If you can’t find the real deal, you may want to consider making your own fresh cotton candy. Waring makes a reliable machine that sells for about $50.00. Target sells several brands, too, which start around $30.00 that could make a nice family gift from Santa.

 

But if you just like the taste of cotton candy and you aren’t tied to a particular delivery of it, all kinds of fun foods come in a cotton candy flavor.

 

Both Coldstone Creamery and Baskin Robbins sell a Cotton Candy ice cream. Put a gift certificate to one or both of these stores in your kids’ stockings. Or top a holiday cake using one of the many ice cream brands with a cotton candy flavor available in your supermarket freezer case.

 

Gigi’s Cupcakes sells a cotton candy one. If you don’t have a Gigi’s nearby you can make your own at home easily enough and serve them for a tasty holiday treat. Try icing them with green, white, and red frosting to add a seasonal touch. Both Duncan Hines and Williams Sonoma make a cotton candy cupcake mix. And Betty Crocker sells a cotton candy cookie mix. Even Yoplait sells a cotton candy flavored yogurt.

 

Why stop with food? The flavor isn’t limited to edible products.
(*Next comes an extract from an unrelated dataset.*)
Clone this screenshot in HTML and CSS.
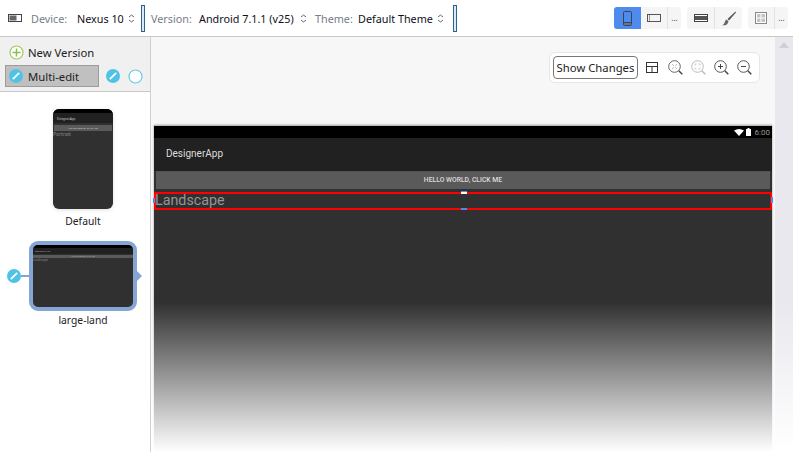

Bath & Body Works sells a cotton candy lipgloss which makes a nice stocking stuffer for tween and teen girls.

 

Future cotton candy flavored products include Magic Milk Straws, which has one slated for a 2014 release, and even seedless grapes have a cotton candy flavored varietal in the works, so next year you can make your Easy Weekly Meals Edible Christmas Tree, from our Complete Christmas Cooking Book, taste like cotton candy, or perhaps toast your Christmas guests with a cotton candy flavored wine.